Mason was born in Bossier City, Louisiana on February 2, 1955. She excelled in English and became interested in playwrighting while in high school. Her professional writing career began while a drama student at Grambling State University.

==Career==

While attending Grambling, she won the Norman Lear Award for comedy writing from the Kennedy Center for the Performing Arts for her play, Livin’ Fat. The following year she won the Lorraine Hansberry Playwriting Award for A Star Ain’t Nothin’ But A Hole In Heaven.

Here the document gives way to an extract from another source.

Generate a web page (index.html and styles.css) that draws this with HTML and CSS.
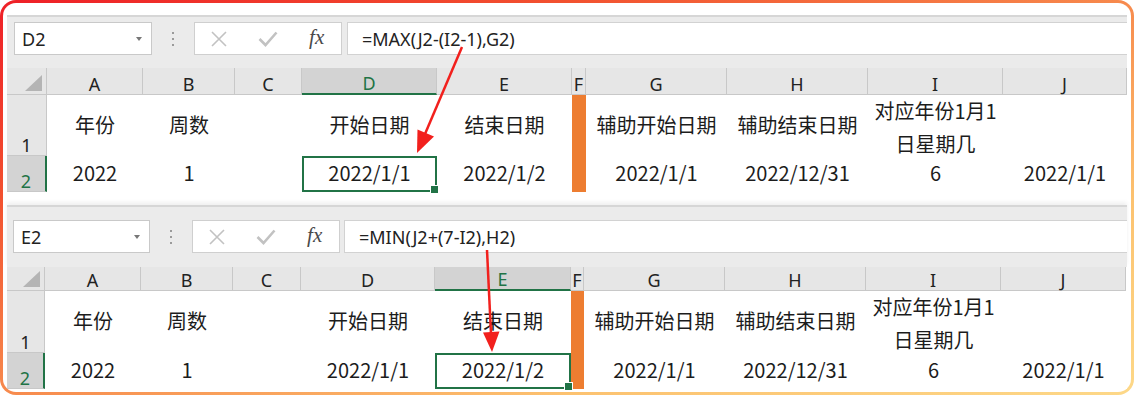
FILE: index.html
```html
<!DOCTYPE html>
<html lang="zh-CN">
<head>
    <meta charset="UTF-8">
    <meta name="viewport" content="width=device-width, initial-scale=1.0">
    <title>开始日期 / 结束日期公式</title>
    <link rel="stylesheet" href="styles.css">
</head>
<body>
<div class="frame">

    <!-- D2: start date -->
    <div class="sheet sheet-top">
        <div class="bar">
            <div class="namebox"><span>D2</span><i class="caret"></i></div>
            <div class="bar-sep"><i></i><i></i><i></i></div>
            <div class="fx-group">
                <span class="fx-btn">
                    <svg width="18" height="18" viewBox="0 0 18 18"><path d="M2 2L16 16M16 2L2 16" stroke="#c2c2c2" stroke-width="1.6" fill="none"/></svg>
                </span>
                <span class="fx-btn">
                    <svg width="20" height="16" viewBox="0 0 20 16"><path d="M1.5 8L7.5 14L18.5 1.5" stroke="#c2c2c2" stroke-width="2.6" fill="none"/></svg>
                </span>
                <span class="fx-btn fx-label">fx</span>
            </div>
            <div class="formula">=MAX(J2-(I2-1),G2)</div>
        </div>
        <div class="grid">
            <div class="corner"></div>
            <div class="col-head">A</div>
            <div class="col-head">B</div>
            <div class="col-head">C</div>
            <div class="col-head is-active">D</div>
            <div class="col-head">E</div>
            <div class="col-head">F</div>
            <div class="col-head">G</div>
            <div class="col-head">H</div>
            <div class="col-head">I</div>
            <div class="col-head">J</div>

            <div class="row-head">1</div>
            <div class="cell">年份</div>
            <div class="cell">周数</div>
            <div class="cell"></div>
            <div class="cell">开始日期</div>
            <div class="cell">结束日期</div>
            <div class="cell is-fill"></div>
            <div class="cell">辅助开始日期</div>
            <div class="cell">辅助结束日期</div>
            <div class="cell two-line"><span>对应年份1月1</span><span>日星期几</span></div>
            <div class="cell"></div>

            <div class="row-head is-active">2</div>
            <div class="cell">2022</div>
            <div class="cell">1</div>
            <div class="cell"></div>
            <div class="cell is-selected">2022/1/1</div>
            <div class="cell">2022/1/2</div>
            <div class="cell is-fill"></div>
            <div class="cell">2022/1/1</div>
            <div class="cell">2022/12/31</div>
            <div class="cell">6</div>
            <div class="cell">2022/1/1</div>
        </div>
    </div>

    <!-- E2: end date -->
    <div class="sheet sheet-bottom">
        <div class="bar">
            <div class="namebox"><span>E2</span><i class="caret"></i></div>
            <div class="bar-sep"><i></i><i></i><i></i></div>
            <div class="fx-group">
                <span class="fx-btn">
                    <svg width="18" height="18" viewBox="0 0 18 18"><path d="M2 2L16 16M16 2L2 16" stroke="#c2c2c2" stroke-width="1.6" fill="none"/></svg>
                </span>
                <span class="fx-btn">
                    <svg width="20" height="16" viewBox="0 0 20 16"><path d="M1.5 8L7.5 14L18.5 1.5" stroke="#c2c2c2" stroke-width="2.6" fill="none"/></svg>
                </span>
                <span class="fx-btn fx-label">fx</span>
            </div>
            <div class="formula">=MIN(J2+(7-I2),H2)</div>
        </div>
        <div class="grid">
            <div class="corner"></div>
            <div class="col-head">A</div>
            <div class="col-head">B</div>
            <div class="col-head">C</div>
            <div class="col-head">D</div>
            <div class="col-head is-active">E</div>
            <div class="col-head">F</div>
            <div class="col-head">G</div>
            <div class="col-head">H</div>
            <div class="col-head">I</div>
            <div class="col-head">J</div>

            <div class="row-head">1</div>
            <div class="cell">年份</div>
            <div class="cell">周数</div>
            <div class="cell"></div>
            <div class="cell">开始日期</div>
            <div class="cell">结束日期</div>
            <div class="cell is-fill"></div>
            <div class="cell">辅助开始日期</div>
            <div class="cell">辅助结束日期</div>
            <div class="cell two-line"><span>对应年份1月1</span><span>日星期几</span></div>
            <div class="cell"></div>

            <div class="row-head is-active">2</div>
            <div class="cell">2022</div>
            <div class="cell">1</div>
            <div class="cell"></div>
            <div class="cell">2022/1/1</div>
            <div class="cell is-selected">2022/1/2</div>
            <div class="cell is-fill"></div>
            <div class="cell">2022/1/1</div>
            <div class="cell">2022/12/31</div>
            <div class="cell">6</div>
            <div class="cell">2022/1/1</div>
        </div>
    </div>

    <svg class="arrows" width="1134" height="395" viewBox="0 0 1134 395">
        <line x1="462" y1="47" x2="425" y2="134" stroke="#f2201d" stroke-width="2.5"/>
        <polygon points="417,153 434,136.5 417.5,129.5" fill="#f2201d"/>
        <line x1="487" y1="250" x2="491" y2="334" stroke="#f2201d" stroke-width="2.5"/>
        <polygon points="492,352 499.5,331.5 483,332.5" fill="#f2201d"/>
    </svg>
</div>
</body>
</html>
```

FILE: styles.css
```css
* {
  box-sizing: border-box;
}

body {
  margin: 0;
  background: #fff;
}

.frame {
  position: relative;
  width: 1134px;
  height: 395px;
  padding: 12px 4px 0 4px;
  border: 3px solid transparent;
  border-radius: 16px;
  background: linear-gradient(#fff, #fff) padding-box,
    linear-gradient(to bottom right, #ee1f27 0%, #f2512f 25%, #f78a4d 50%, #fcc270 75%, #fdd888 100%) border-box;
  overflow: hidden;
}

.sheet {
  background: #fff;
}

.sheet-bottom {
  margin-top: 13px;
}

/* formula bar */
.bar {
  display: flex;
  align-items: flex-start;
  background: #ebebeb;
  border-top: 2px solid #d6d6d6;
  font-family: "Noto Sans", sans-serif;
  font-size: 18px;
  color: #222;
}

.sheet-top .bar {
  height: 53px;
  padding: 5px 0 0 7px;
}

.sheet-bottom .bar {
  height: 62px;
  padding: 13px 0 0 6px;
  box-shadow: 0 -3px 4px rgba(0, 0, 0, 0.06);
}

.namebox {
  display: flex;
  align-items: center;
  width: 138px;
  height: 33px;
  padding-left: 7px;
  background: #fff;
  border: 1px solid #c9c9c9;
}

.sheet-bottom .namebox {
  width: 137px;
}

.caret {
  margin-left: auto;
  margin-right: 9px;
  border-left: 3px solid transparent;
  border-right: 3px solid transparent;
  border-top: 4px solid #777;
}

.bar-sep {
  display: flex;
  flex-direction: column;
  align-items: center;
  justify-content: center;
  gap: 4px;
  width: 42px;
  height: 33px;
}

.bar-sep i {
  width: 2px;
  height: 2px;
  background: #9a9a9a;
}

.fx-group {
  display: flex;
  width: 148px;
  height: 33px;
  background: #fff;
  border: 1px solid #cfcfcf;
}

.fx-btn {
  display: flex;
  align-items: center;
  justify-content: center;
  flex: 1;
}

.fx-label {
  font-family: "Liberation Serif", serif;
  font-style: italic;
  font-size: 21px;
  color: #4a4a4a;
  padding-bottom: 2px;
}

.formula {
  flex: 1;
  display: flex;
  align-items: center;
  height: 33px;
  margin-left: 5px;
  padding-left: 14px;
  background: #fff;
  border: 1px solid #d2d2d2;
  border-right: none;
}

.sheet-bottom .formula {
  margin-left: 4px;
}

/* grid */
.grid {
  display: grid;
}

.sheet-top .grid {
  grid-template-columns: 40px 96px 92px 67px 135px 135px 14px 141px 141px 135px 124px;
  grid-template-rows: 27px 61px 36px;
}

.sheet-bottom .grid {
  grid-template-columns: 38px 96px 92px 68px 134px 136px 13px 141px 141px 135px 125px;
  grid-template-rows: 24px 62px 36px;
}

.corner,
.col-head,
.row-head {
  background: #e6e6e6;
  border-right: 1px solid #c8c8c8;
  border-bottom: 1px solid #c8c8c8;
  font-family: "Noto Sans", sans-serif;
  font-size: 18px;
  line-height: 20px;
  color: #222;
  display: flex;
  align-items: flex-end;
  justify-content: center;
}

.corner {
  position: relative;
}

.corner::after {
  content: "";
  position: absolute;
  right: 4px;
  bottom: 3px;
  width: 17px;
  height: 16px;
  background: #b4b4b4;
  clip-path: polygon(100% 0, 100% 100%, 0 100%);
}

.col-head.is-active {
  background: #d3d3d3;
  color: #217346;
  border-bottom: 2px solid #217346;
}

.row-head.is-active {
  background: #d3d3d3;
  color: #217346;
  border-right: 2px solid #217346;
}

.cell {
  display: flex;
  align-items: center;
  justify-content: center;
  padding-bottom: 3px;
  white-space: nowrap;
  font-family: "Noto Sans CJK SC", "Noto Sans", sans-serif;
  font-size: 20px;
  color: #1c1c1c;
}

.cell.two-line {
  flex-direction: column;
  justify-content: flex-start;
  gap: 4px;
  padding: 1px 0 0;
  line-height: 29px;
}

.cell.is-fill {
  background: #ed7d31;
}

.cell.is-selected {
  position: relative;
  outline: 2px solid #217346;
  outline-offset: -2px;
}

.cell.is-selected::after {
  content: "";
  position: absolute;
  right: -2px;
  bottom: -2px;
  width: 7px;
  height: 7px;
  background: #217346;
  border: 1px solid #fff;
}

.arrows {
  position: absolute;
  top: -3px;
  left: -3px;
  pointer-events: none;
}
```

The New York Times said that Mason had created "captivating characters" in her play, but that she had forfeited letting main character Pokie face the decision between romance and a better life, when the character's boyfriend ends up joining the war in Vietnam.

Mason was selected as one of Glamour Magazines Top Ten College women in 1977, as was her friend Sheryl Lee Ralph, an actress.

Mason began her professional writing career in New York city where she was a member of the NEC (Negro Ensemble Company). She has taught playwriting and screenwriting at a number of colleges and universities for more than 20 years. In 2010 she was teaching screenwriting at Columbia College of Hollywood.

Her television writing credits include Good Times, Sanford and Son, A Different World, Beverly Hills, 90210, I'll Fly Away, American Gothic, Generations, and Guiding Light.

Her film credits include Sister Act 2: Back in the Habit. She is also renowned for Sophie and the Moonhanger, nominated for the Emmy Award/CableACE Award. Her stageplay credits include The Cornbread Man and Indigo Blues.

Mason counted Patti LaBelle, LaTonya Richardson, Jennifer Holliday and Jheryl Busby as personal friends. She is the one who gave Patti LaBelle her first acting credit on TV on the show A Different World.

She was a mother of two, daughter Mason Synclaire Williams and son Austin Barrett Williams. Mason died unexpectedly of a ruptured abdominal aorta on July 8, 2009.